SET TASK
Extract the whole listing as it stands. Do not include the pictures.

AVAILABLE DATA
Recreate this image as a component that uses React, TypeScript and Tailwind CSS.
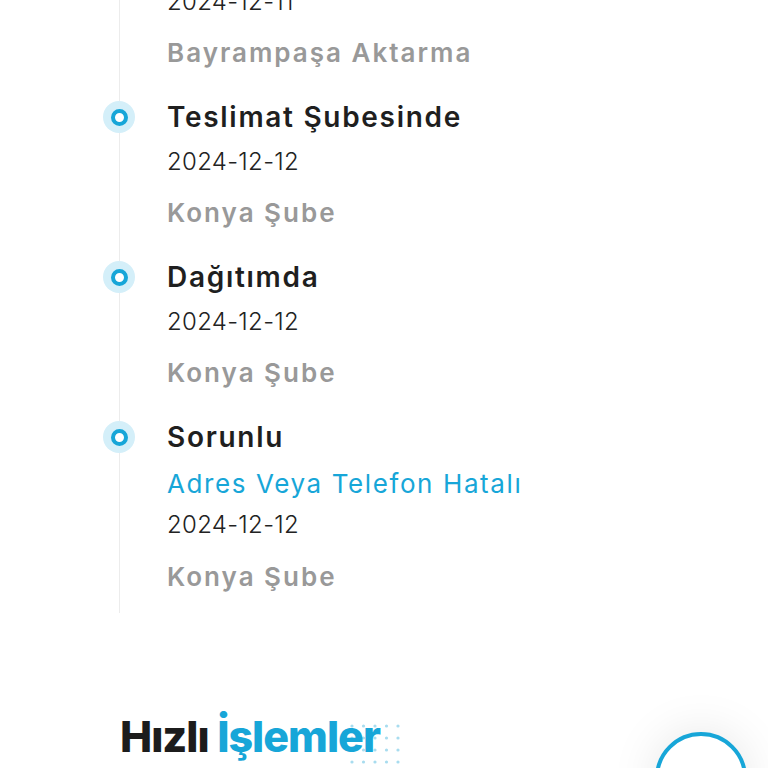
import { ChevronRight } from "lucide-react";

type Step = {
  title: string;
  note?: string;
  date: string;
  place: string;
};

const steps: Step[] = [
  { title: "Transfer Merkezinde", date: "2024-12-11", place: "Bayrampaşa Aktarma" },
  { title: "Teslimat Şubesinde", date: "2024-12-12", place: "Konya Şube" },
  { title: "Dağıtımda", date: "2024-12-12", place: "Konya Şube" },
  { title: "Sorunlu", note: "Adres Veya Telefon Hatalı", date: "2024-12-12", place: "Konya Şube" },
];

const font = { fontFamily: "Inter, 'Noto Sans', sans-serif" };

function Dot() {
  return (
    <span className="shrink-0 -ml-[17px] mt-[4px] w-[32px] h-[32px] rounded-full bg-[#d4eff9] flex items-center justify-center">
      <span className="w-[17px] h-[17px] rounded-full border-[4px] border-[#17a6d8] bg-white" />
    </span>
  );
}

export default function App() {
  return (
    <div className="relative w-full h-[768px] overflow-hidden bg-white" style={font}>
      {/* Timeline */}
      <div className="ml-[119px] mt-[-63px] border-l border-[#ececec] pb-[16px]">
        {steps.map((s, i) => (
          <div key={i} className={`flex items-start ${i < steps.length - 1 ? "mb-[24px]" : ""}`}>
            <Dot />
            <div className="ml-[32px] flex flex-col">
              <div className="text-[28px] leading-[40px] font-semibold text-[#1f1f1f] tracking-[1.7px]">
                {s.title}
              </div>
              {s.note ? (
                <>
                  <div className="mt-[7px] text-[26px] leading-[40px] text-[#17a6d8] tracking-[1.6px]">{s.note}</div>
                  <div className="mt-[1px] text-[24px] leading-[40px] font-light text-[#222] tracking-[0.3px]">{s.date}</div>
                  <div className="mt-[12px] text-[26px] leading-[40px] font-semibold text-[#999] tracking-[2px]">{s.place}</div>
                </>
              ) : (
                <>
                  <div className="mt-[5px] text-[24px] leading-[40px] font-light text-[#222] tracking-[0.3px]">{s.date}</div>
                  <div className="mt-[11px] text-[26px] leading-[40px] font-semibold text-[#999] tracking-[2px]">{s.place}</div>
                </>
              )}
            </div>
          </div>
        ))}
      </div>

      {/* Quick actions */}
      <div className="mt-[99px] ml-[120px] relative inline-block">
        <svg className="absolute left-[228px] top-[10px]" width="56" height="44" viewBox="0 0 56 44">
          {[0, 1, 2, 3].map((r) =>
            [0, 1, 2, 3, 4].map((c) => (
              <circle key={`${r}-${c}`} cx={4 + c * 11.5} cy={4 + r * 12} r="1.6" fill="#a8dcef" />
            ))
          )}
        </svg>
        <h2 className="relative text-[43px] leading-[48px] font-extrabold tracking-[-1px]">
          <span className="text-[#1c1c1c]">Hızlı </span>
          <span className="text-[#17a6d8]">İşlemler</span>
        </h2>
      </div>

      <button className="absolute left-[655px] top-[732px] w-[92px] h-[92px] rounded-full border-[4px] border-[#17a6d8] bg-white shadow-[0_0_48px_rgba(0,0,0,0.10)] flex items-center justify-center">
        <ChevronRight className="w-[34px] h-[34px] text-[#9a9a9a]" strokeWidth={1.5} />
      </button>
    </div>
  );
}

REPLY
Recreate this image as a component that uses React, TypeScript and Tailwind CSS.
import { ChevronRight } from "lucide-react";

type Step = {
  title: string;
  note?: string;
  date: string;
  place: string;
};

const steps: Step[] = [
  { title: "Transfer Merkezinde", date: "2024-12-11", place: "Bayrampaşa Aktarma" },
  { title: "Teslimat Şubesinde", date: "2024-12-12", place: "Konya Şube" },
  { title: "Dağıtımda", date: "2024-12-12", place: "Konya Şube" },
  { title: "Sorunlu", note: "Adres Veya Telefon Hatalı", date: "2024-12-12", place: "Konya Şube" },
];

const font = { fontFamily: "Inter, 'Noto Sans', sans-serif" };

function Dot() {
  return (
    <span className="shrink-0 -ml-[17px] mt-[4px] w-[32px] h-[32px] rounded-full bg-[#d4eff9] flex items-center justify-center">
      <span className="w-[17px] h-[17px] rounded-full border-[4px] border-[#17a6d8] bg-white" />
    </span>
  );
}

export default function App() {
  return (
    <div className="relative w-full h-[768px] overflow-hidden bg-white" style={font}>
      {/* Timeline */}
      <div className="ml-[119px] mt-[-63px] border-l border-[#ececec] pb-[16px]">
        {steps.map((s, i) => (
          <div key={i} className={`flex items-start ${i < steps.length - 1 ? "mb-[24px]" : ""}`}>
            <Dot />
            <div className="ml-[32px] flex flex-col">
              <div className="text-[28px] leading-[40px] font-semibold text-[#1f1f1f] tracking-[1.7px]">
                {s.title}
              </div>
              {s.note ? (
                <>
                  <div className="mt-[7px] text-[26px] leading-[40px] text-[#17a6d8] tracking-[1.6px]">{s.note}</div>
                  <div className="mt-[1px] text-[24px] leading-[40px] font-light text-[#222] tracking-[0.3px]">{s.date}</div>
                  <div className="mt-[12px] text-[26px] leading-[40px] font-semibold text-[#999] tracking-[2px]">{s.place}</div>
                </>
              ) : (
                <>
                  <div className="mt-[5px] text-[24px] leading-[40px] font-light text-[#222] tracking-[0.3px]">{s.date}</div>
                  <div className="mt-[11px] text-[26px] leading-[40px] font-semibold text-[#999] tracking-[2px]">{s.place}</div>
                </>
              )}
            </div>
          </div>
        ))}
      </div>

      {/* Quick actions */}
      <div className="mt-[99px] ml-[120px] relative inline-block">
        <svg className="absolute left-[228px] top-[10px]" width="56" height="44" viewBox="0 0 56 44">
          {[0, 1, 2, 3].map((r) =>
            [0, 1, 2, 3, 4].map((c) => (
              <circle key={`${r}-${c}`} cx={4 + c * 11.5} cy={4 + r * 12} r="1.6" fill="#a8dcef" />
            ))
          )}
        </svg>
        <h2 className="relative text-[43px] leading-[48px] font-extrabold tracking-[-1px]">
          <span className="text-[#1c1c1c]">Hızlı </span>
          <span className="text-[#17a6d8]">İşlemler</span>
        </h2>
      </div>

      <button className="absolute left-[655px] top-[732px] w-[92px] h-[92px] rounded-full border-[4px] border-[#17a6d8] bg-white shadow-[0_0_48px_rgba(0,0,0,0.10)] flex items-center justify-center">
        <ChevronRight className="w-[34px] h-[34px] text-[#9a9a9a]" strokeWidth={1.5} />
      </button>
    </div>
  );
}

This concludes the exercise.